Pursuant to the order, the department of reclamation made such examination and survey and prepared a map and statement which was apparently complete in all particulars except that no showing of the capacities of the various ditches and canals was included, and did not file the same or a copy thereof with the court. Thereafter the commissioner of reclamation made in duplicate an itemized statement of expenses as provided for and forwarded them to the state auditor, who presented said statement to the state board of examiners; the same being allowed by said board in the sum of $3,014.99, and in due time paid by the state treasurer; said sum being certified, as required by law, by the state auditor to the judge and clerk of said court on April 23, 1921.
The case was heard before a referee on the eleventh day of August, 1924, and on the following day the provisions of the decree were stipulated, and findings made by the referee on September 1, 1924. On March 25, 1925, appellant intervened and filed an affidavit of the state auditor showing that the itemized statement of expenses heretofore referred to had been certified to the judge and clerk as provided by law; it appearing that the original certificate or statement could not be found in the files of the court. At said time the court permitted appellant to file a copy of the map and statement prepared by the department of reclamation under said order of March 20, 1920. On February 17, 1926, the court entered an order denying appellant's motion to tax the expense of the survey as costs therein and thereafter rendered judgment, omitting to determine the proportionate share of such costs to be borne by the parties to the action and to include such costs therein.
From this judgment appellant prosecutes this appeal and assigns as error the failure of the court to adjudge and determine the proportionate amount of the examination and survey to be paid by each party to the suit, as also its denial of appellant's motion to tax such expense as costs.
Section 5604, supra, provides in the main for an examination and survey by the department of reclamation of all of the streams of the state, and the works diverting water therefrom, together with measurements of the discharge of water therefrom; the carrying capacity of the various diverting ditches and canals; an examination of the irrigated lands and their appropriate measurements, as also those susceptible of irrigation from said ditches and canals; all of which observations are required to be reduced to writing and made a part of the records of said department's office. It is also provided that the department shall prepare a map, showing in detail the results of said observations and measurements to include all the streams used for irrigation in the state, etc.
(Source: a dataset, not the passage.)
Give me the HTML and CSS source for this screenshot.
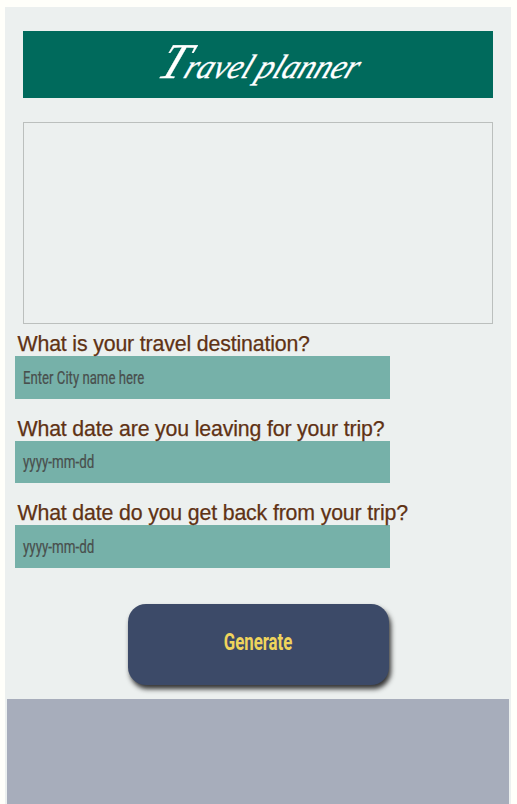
FILE: index.html
```html
<!DOCTYPE html>
<html lang="en">
<head>
<meta charset="utf-8">
<title>Travel planner</title>
<link rel="stylesheet" href="styles.css">
</head>
<body>
<main class="app">
  <header class="banner"><h1 class="title">Travel planner</h1></header>
  <section class="entry"></section>
  <form class="form">
    <div class="field">
      <label class="label">What is your travel destination?</label>
      <div class="input"><span class="hint">Enter City name here</span></div>
    </div>
    <div class="field field-short">
      <label class="label">What date are you leaving for your trip?</label>
      <div class="input"><span class="hint hint-date">yyyy-mm-dd</span></div>
    </div>
    <div class="field">
      <label class="label">What date do you get back from your trip?</label>
      <div class="input"><span class="hint hint-date">yyyy-mm-dd</span></div>
    </div>
    <button class="generate" type="button"><span class="generate-text">Generate</span></button>
  </form>
  <footer class="footer"></footer>
</main>
</body>
</html>
```
FILE: styles.css
```css
* { box-sizing: border-box; }
html { background: #fffffa; }
body { margin: 0; height: 804px; overflow: hidden; }
.app {
  width: 506px;
  height: 797px;
  margin: 7px 0 0 5px;
  padding-top: 24px;
  background: #ecf0ef;
  display: flex;
  flex-direction: column;
}
.banner {
  height: 67px;
  margin: 0 18px;
  background: #006a5c;
  display: flex;
  justify-content: center;
  align-items: center;
}
.title {
  margin: 0;
  color: #fff;
  font: italic 400 34px/67px "Liberation Serif", serif;
  white-space: nowrap;
  word-spacing: -2px;
  -webkit-text-stroke: .3px #fff;
  transform: translate(3px, -1px) skewX(-22deg) scaleX(.95);
}
.title::first-letter { font-size: 50px; }
.entry {
  height: 202px;
  margin: 24px 18px 0;
  border: 1px solid #bbbfbd;
}
.form {
  height: 375px;
  padding: 8px 10px 0;
  display: flex;
  flex-direction: column;
}
.field { margin-bottom: 18px; }
.field .label { height: 24px; }
.field-short .input { height: 42px; }
.label {
  display: block;
  padding-left: 2.5px;
  color: #5f3214;
  font: 21.3px/24px "Liberation Sans", Arial, sans-serif;
  letter-spacing: -.15px;
  -webkit-text-stroke: .25px #5f3214;
  white-space: nowrap;
}
.input {
  width: 375px;
  height: 43px;
  padding-left: 8px;
  background: #76b1a9;
  display: flex;
  align-items: center;
}
.hint {
  color: #494f4d;
  font: 17.5px/24px Roboto, sans-serif;
  -webkit-text-stroke: .2px #494f4d;
  white-space: nowrap;
  transform: scaleX(.753);
  transform-origin: left;
}
.hint-date { transform: scaleX(.765); }
.generate {
  width: 261px;
  height: 81px;
  margin: 18px 0 0 113px;
  padding: 0 0 6px;
  border: 0;
  border-radius: 18px;
  background: #3c4a68;
  box-shadow: 2px 4px 5px #333;
  display: flex;
  justify-content: center;
  align-items: center;
}
.generate-text {
  color: #efd45c;
  font: 700 24px/30px Roboto, sans-serif;
  transform: scaleX(.7);
}
.footer {
  flex: 1;
  margin: 0 2px;
  background: #a7adbb;
}
```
Sec. 7032, supra, provides the means by which such map and detailed statement may be made available for use and "accepted as evidence" in an action in court for the adjudication of water rights, and directs the judge thereof, before such adjudication is made, to request the same from the department of reclamation for use as aforesaid, either by making an examination of the streams and lands involved and preparing a map and statement as designated in the statute, including, among other things, information or data as to the capacity of the various ditches and canals in question, or by furnishing the court with certified copies thereof to be "filed and received as evidence in such case as in this section provided," should the examination, the map and the statement have been previously made and prepared as provided in sec. 5604, supra. Sec. 7032, supra, further provides for the payment of the expense of such examination, map and detailed statement, and requires the court in its final judgment to determine "the proportionate amount of such cost of examination and survey to be paid by each of the parties to" the suit, etc. Further provision is made for the assessment of the same as costs, later to be placed upon the assessment-roll of the county in which the lands are located and collected as other public taxes, etc.
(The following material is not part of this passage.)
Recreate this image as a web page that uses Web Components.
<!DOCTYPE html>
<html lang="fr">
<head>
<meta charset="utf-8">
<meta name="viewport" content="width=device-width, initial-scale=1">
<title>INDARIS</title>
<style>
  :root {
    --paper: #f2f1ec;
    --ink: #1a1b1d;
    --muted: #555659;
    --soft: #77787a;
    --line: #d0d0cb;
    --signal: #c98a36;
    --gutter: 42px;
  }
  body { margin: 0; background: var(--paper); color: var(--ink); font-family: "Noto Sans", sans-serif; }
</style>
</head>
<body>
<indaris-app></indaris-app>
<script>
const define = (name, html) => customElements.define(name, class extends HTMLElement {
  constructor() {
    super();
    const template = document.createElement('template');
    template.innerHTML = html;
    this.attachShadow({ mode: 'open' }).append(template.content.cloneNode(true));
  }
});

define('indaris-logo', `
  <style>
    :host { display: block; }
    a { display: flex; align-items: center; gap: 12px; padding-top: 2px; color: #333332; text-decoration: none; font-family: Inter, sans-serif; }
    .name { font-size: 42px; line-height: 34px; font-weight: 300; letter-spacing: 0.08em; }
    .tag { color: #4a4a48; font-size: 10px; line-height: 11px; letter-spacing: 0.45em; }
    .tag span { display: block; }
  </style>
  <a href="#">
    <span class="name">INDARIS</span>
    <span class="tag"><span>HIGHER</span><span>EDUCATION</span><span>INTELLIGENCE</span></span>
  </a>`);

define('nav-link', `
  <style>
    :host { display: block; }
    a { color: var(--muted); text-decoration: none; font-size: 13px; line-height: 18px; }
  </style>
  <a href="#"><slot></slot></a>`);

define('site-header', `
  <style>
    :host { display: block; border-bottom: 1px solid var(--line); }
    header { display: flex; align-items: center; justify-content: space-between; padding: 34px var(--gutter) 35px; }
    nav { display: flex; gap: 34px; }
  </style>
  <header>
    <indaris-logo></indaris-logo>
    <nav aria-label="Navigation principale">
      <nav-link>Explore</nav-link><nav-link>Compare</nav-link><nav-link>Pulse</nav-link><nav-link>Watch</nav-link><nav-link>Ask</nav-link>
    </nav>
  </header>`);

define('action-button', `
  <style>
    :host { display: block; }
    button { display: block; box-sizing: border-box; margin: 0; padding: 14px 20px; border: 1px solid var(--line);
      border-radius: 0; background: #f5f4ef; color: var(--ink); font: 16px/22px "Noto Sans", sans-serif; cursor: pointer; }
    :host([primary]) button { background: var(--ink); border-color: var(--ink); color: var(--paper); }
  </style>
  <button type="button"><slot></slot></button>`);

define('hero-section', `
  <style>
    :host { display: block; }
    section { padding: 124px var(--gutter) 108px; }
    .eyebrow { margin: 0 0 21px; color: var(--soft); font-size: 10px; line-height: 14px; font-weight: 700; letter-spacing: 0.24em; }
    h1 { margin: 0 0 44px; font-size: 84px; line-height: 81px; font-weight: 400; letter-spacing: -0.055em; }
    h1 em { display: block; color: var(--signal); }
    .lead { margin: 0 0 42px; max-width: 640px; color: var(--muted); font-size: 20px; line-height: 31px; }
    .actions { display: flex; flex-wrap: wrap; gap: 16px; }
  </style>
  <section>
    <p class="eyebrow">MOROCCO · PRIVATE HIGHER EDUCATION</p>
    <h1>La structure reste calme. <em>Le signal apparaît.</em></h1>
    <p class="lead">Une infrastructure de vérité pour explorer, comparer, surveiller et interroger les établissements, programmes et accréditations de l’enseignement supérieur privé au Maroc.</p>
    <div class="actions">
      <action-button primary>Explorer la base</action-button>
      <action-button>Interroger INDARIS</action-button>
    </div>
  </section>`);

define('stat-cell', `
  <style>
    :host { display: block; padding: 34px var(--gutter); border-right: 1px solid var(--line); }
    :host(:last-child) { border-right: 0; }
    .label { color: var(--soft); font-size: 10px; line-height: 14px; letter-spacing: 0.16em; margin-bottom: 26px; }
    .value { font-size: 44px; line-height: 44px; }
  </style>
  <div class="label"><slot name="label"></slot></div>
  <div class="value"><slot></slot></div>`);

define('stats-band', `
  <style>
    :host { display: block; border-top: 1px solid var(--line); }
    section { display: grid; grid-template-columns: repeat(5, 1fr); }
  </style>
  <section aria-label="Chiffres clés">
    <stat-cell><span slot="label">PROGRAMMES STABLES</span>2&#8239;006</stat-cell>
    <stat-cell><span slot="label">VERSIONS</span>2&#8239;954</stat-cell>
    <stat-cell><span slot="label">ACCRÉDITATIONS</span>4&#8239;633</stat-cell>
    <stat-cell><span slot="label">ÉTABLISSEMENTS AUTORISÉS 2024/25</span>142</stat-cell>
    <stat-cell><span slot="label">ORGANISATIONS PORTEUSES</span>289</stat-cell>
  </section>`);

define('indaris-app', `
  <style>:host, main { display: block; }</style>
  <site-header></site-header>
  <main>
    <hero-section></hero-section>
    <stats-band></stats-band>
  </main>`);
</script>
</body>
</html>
Appellant contends that sec. 7032, supra, does not require the filing of the map and statement with the court; that the court's order made no such requirement, and that the department's failure to so file the same was immaterial in view of the subsequent settlement of the case on stipulated findings before the referee. It is further urged by appellant that the work necessary to obtain data as to the capacity of the various ditches and canals would have materially increased the cost of the examination and survey and of the resulting map and statement; hence the omission.
We think the purpose and intent of sec. 7032, supra, is clearly disclosed, to wit, a duty is imposed upon the department of reclamation to obtain, upon request or order of the court, certain data and information specified therein for use as evidence, and to place the court in possession of the same; otherwise by withholding such information, the object of the statute, and its intended benefit to court and litigants, would, as in this case, be defeated. We think a liberal construction of the provisions of said section warrant us in holding that it was intended that such map and statement be filed with the court for the purposes therein designated, or at least placed in its possession.
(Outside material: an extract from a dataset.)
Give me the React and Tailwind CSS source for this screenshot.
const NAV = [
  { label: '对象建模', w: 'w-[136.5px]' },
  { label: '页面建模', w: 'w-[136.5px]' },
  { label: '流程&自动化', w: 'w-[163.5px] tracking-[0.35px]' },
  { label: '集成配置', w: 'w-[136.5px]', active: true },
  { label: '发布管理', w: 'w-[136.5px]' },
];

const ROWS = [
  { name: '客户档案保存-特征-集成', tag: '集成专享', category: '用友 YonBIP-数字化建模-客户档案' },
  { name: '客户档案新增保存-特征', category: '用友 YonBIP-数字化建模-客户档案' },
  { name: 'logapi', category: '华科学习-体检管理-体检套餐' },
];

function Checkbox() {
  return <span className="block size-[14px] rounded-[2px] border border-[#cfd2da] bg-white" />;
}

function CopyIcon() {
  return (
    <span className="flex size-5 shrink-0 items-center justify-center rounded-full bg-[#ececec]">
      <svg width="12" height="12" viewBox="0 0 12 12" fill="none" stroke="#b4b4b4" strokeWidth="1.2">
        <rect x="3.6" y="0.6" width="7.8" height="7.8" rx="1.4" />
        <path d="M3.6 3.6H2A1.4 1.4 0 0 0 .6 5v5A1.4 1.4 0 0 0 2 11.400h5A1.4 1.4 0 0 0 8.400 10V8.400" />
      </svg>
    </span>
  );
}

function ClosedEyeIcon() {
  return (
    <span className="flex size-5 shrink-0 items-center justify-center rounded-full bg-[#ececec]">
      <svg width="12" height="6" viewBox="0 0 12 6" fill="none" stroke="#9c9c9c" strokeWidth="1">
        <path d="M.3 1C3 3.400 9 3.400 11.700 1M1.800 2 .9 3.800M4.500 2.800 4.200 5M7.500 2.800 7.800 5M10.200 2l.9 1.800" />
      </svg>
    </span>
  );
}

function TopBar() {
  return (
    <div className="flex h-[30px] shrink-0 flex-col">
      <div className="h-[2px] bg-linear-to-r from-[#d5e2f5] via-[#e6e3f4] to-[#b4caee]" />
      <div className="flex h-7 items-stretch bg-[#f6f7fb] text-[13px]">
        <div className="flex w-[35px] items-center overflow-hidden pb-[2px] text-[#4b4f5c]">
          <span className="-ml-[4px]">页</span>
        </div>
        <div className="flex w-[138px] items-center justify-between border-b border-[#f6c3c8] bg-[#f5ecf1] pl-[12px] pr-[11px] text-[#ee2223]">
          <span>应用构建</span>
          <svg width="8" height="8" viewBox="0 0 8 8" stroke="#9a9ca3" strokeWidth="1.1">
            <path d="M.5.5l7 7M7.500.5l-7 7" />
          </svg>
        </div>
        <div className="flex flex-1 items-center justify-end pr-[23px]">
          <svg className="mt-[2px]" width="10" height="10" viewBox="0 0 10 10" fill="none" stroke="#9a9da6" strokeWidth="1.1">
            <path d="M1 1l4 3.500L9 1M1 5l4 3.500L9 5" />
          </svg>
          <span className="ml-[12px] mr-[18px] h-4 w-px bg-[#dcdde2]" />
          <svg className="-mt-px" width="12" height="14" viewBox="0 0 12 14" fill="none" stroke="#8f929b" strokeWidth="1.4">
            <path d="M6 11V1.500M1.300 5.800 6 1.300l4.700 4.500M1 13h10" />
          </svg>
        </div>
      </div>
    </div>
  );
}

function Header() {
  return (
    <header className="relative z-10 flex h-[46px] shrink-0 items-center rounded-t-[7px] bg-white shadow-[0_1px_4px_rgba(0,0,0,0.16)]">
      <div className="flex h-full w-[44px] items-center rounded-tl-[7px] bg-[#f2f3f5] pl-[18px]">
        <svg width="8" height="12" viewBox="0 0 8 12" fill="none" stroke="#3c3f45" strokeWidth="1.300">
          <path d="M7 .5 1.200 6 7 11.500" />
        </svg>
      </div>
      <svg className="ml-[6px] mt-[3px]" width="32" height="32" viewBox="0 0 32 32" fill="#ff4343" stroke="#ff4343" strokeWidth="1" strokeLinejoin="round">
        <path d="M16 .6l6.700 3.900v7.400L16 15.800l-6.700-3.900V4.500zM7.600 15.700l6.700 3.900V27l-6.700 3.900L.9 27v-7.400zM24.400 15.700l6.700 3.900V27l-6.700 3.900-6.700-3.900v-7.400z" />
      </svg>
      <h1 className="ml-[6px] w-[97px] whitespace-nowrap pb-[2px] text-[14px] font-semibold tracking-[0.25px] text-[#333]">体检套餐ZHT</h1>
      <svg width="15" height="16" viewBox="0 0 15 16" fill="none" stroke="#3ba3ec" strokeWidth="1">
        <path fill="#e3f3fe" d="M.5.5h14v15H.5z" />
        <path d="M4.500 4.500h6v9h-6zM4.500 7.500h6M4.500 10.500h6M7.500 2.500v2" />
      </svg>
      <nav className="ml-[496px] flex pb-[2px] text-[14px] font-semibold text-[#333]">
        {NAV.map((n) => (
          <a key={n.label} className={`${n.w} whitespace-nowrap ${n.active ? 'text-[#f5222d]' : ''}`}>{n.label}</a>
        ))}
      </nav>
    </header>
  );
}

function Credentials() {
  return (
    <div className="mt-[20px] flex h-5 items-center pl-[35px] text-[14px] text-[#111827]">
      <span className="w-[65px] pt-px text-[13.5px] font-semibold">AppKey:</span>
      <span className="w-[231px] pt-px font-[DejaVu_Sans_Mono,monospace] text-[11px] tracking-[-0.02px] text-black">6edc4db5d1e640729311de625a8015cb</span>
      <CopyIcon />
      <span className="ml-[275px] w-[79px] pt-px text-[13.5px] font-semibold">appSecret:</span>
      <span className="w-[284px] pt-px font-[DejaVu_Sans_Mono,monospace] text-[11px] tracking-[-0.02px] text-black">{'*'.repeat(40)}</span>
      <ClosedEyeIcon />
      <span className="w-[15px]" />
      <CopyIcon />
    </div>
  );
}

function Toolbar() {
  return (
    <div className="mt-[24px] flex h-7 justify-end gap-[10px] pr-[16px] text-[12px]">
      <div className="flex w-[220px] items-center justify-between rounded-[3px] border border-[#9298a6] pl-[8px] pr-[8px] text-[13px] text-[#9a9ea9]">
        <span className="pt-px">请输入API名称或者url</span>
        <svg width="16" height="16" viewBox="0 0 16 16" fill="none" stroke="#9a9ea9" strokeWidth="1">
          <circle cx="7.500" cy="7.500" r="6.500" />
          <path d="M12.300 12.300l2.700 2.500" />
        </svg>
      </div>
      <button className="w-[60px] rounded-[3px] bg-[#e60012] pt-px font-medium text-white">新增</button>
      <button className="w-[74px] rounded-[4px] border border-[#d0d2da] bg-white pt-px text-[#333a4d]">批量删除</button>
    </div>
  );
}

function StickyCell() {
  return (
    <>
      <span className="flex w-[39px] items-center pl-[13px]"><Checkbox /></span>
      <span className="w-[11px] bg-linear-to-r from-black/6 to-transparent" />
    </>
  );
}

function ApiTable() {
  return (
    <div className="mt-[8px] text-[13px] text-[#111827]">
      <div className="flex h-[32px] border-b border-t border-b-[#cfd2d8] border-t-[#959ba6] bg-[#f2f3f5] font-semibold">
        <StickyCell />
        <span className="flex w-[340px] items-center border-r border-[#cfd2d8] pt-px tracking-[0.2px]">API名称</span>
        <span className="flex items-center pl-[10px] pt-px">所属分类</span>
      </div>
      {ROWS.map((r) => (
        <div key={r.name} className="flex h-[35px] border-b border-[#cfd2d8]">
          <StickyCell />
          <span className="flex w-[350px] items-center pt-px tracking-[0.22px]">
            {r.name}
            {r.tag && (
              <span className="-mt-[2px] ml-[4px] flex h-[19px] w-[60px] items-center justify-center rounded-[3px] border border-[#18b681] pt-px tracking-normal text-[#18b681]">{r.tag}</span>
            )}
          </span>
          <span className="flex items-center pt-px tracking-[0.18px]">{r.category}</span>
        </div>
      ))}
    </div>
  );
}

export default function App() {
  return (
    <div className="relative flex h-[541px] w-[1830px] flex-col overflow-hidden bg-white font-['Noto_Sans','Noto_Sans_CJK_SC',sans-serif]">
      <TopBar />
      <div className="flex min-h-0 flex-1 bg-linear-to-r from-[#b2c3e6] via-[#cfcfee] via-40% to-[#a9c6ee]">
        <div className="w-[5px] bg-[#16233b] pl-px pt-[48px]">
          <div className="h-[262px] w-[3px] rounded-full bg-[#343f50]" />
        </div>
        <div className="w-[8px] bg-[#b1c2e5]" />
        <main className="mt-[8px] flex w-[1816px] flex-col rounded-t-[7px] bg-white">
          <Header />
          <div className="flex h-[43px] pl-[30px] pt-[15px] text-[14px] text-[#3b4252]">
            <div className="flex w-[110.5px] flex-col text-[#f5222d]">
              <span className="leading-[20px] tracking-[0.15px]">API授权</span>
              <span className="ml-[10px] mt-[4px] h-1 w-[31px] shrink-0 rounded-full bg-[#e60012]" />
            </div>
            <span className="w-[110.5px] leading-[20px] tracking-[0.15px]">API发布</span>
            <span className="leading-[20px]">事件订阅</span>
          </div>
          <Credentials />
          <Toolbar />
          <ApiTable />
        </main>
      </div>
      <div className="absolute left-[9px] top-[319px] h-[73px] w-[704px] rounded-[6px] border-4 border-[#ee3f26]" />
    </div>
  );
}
This court has on several occasions announced the rule that all statutes must be liberally construed with a view to accomplishing their aims and purposes and attaining substantial justice, and the courts are not limited to the mere letter of the law but may look behind the letter to determine its purpose and effect, the object being to determine what the legislature intended and to give effect to that intent. ( Hindman v. Oregon Short Line R. R. Co., 32 Idaho 133, 145, 178 P. 837; Steinour v. Oakley State Bank, 32 Idaho 91, 94, 177 P. 813; Parsons v. Wrble, 21 Idaho 695, 123 P. 638.)
As to whether the court in its order specifically or otherwise, directed the filing of the map and statement is immaterial. The object of the order was to obtain information and data for use as evidence as provided in said section. It was therefore incumbent upon the department to comply with it and place the court in the possession of the facts requested.
The stipulation of the decree before the referee in no way affected the materiality of the map and statement during the period before its adoption. Nearly four and one-half years intervened between the issuance of the court's order or request of March 20, 1920, and the making of said stipulation on August 12, 1924; and the fact, if it is a fact, that the parties were eventually compelled, at additional expense to themselves, to obtain the information desired, and upon which the stipulation was in part based, would not relieve the department from the requirements of the statute.
I recommend that the judgment of the trial court be affirmed, with costs to respondents.
The foregoing is approved as the opinion of the court and the judgment is affirmed. Costs to respondents.
Budge, Givens, Taylor and T. Bailey Lee, JJ., concur.
Wm. E. Lee, C.J., did not sit and took no part in the opinion.